Available data:
* * * * *
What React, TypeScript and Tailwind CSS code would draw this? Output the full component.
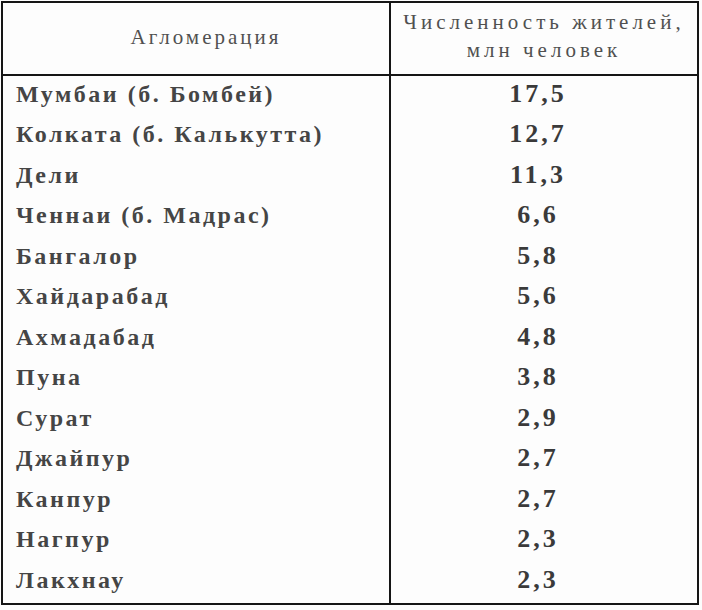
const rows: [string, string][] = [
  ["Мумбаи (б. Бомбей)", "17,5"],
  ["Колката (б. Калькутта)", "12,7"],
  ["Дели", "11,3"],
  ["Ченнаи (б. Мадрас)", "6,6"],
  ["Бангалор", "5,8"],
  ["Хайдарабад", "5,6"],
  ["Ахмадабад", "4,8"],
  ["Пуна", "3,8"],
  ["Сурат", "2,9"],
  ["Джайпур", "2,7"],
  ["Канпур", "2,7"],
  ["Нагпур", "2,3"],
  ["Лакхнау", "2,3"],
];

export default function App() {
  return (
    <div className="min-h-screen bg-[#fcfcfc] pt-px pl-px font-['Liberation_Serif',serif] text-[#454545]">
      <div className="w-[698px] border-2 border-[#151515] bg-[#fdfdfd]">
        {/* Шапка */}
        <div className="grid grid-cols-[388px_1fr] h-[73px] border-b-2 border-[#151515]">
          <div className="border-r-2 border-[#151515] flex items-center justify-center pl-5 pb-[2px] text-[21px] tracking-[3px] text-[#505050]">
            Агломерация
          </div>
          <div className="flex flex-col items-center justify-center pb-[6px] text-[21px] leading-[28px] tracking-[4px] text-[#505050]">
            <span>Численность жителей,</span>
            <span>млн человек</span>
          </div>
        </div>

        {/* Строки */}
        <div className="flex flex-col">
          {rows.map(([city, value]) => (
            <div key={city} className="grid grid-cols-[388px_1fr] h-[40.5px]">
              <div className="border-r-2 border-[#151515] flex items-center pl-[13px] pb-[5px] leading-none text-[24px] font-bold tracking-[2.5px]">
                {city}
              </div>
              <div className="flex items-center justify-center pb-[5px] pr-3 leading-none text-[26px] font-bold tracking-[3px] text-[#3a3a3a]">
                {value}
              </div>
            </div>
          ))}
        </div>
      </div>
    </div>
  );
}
* * * * *
All of the lines above should be printed exactly, minus the pictures.

Answer for the task:
What React, TypeScript and Tailwind CSS code would draw this? Output the full component.
const rows: [string, string][] = [
  ["Мумбаи (б. Бомбей)", "17,5"],
  ["Колката (б. Калькутта)", "12,7"],
  ["Дели", "11,3"],
  ["Ченнаи (б. Мадрас)", "6,6"],
  ["Бангалор", "5,8"],
  ["Хайдарабад", "5,6"],
  ["Ахмадабад", "4,8"],
  ["Пуна", "3,8"],
  ["Сурат", "2,9"],
  ["Джайпур", "2,7"],
  ["Канпур", "2,7"],
  ["Нагпур", "2,3"],
  ["Лакхнау", "2,3"],
];

export default function App() {
  return (
    <div className="min-h-screen bg-[#fcfcfc] pt-px pl-px font-['Liberation_Serif',serif] text-[#454545]">
      <div className="w-[698px] border-2 border-[#151515] bg-[#fdfdfd]">
        {/* Шапка */}
        <div className="grid grid-cols-[388px_1fr] h-[73px] border-b-2 border-[#151515]">
          <div className="border-r-2 border-[#151515] flex items-center justify-center pl-5 pb-[2px] text-[21px] tracking-[3px] text-[#505050]">
            Агломерация
          </div>
          <div className="flex flex-col items-center justify-center pb-[6px] text-[21px] leading-[28px] tracking-[4px] text-[#505050]">
            <span>Численность жителей,</span>
            <span>млн человек</span>
          </div>
        </div>

        {/* Строки */}
        <div className="flex flex-col">
          {rows.map(([city, value]) => (
            <div key={city} className="grid grid-cols-[388px_1fr] h-[40.5px]">
              <div className="border-r-2 border-[#151515] flex items-center pl-[13px] pb-[5px] leading-none text-[24px] font-bold tracking-[2.5px]">
                {city}
              </div>
              <div className="flex items-center justify-center pb-[5px] pr-3 leading-none text-[26px] font-bold tracking-[3px] text-[#3a3a3a]">
                {value}
              </div>
            </div>
          ))}
        </div>
      </div>
    </div>
  );
}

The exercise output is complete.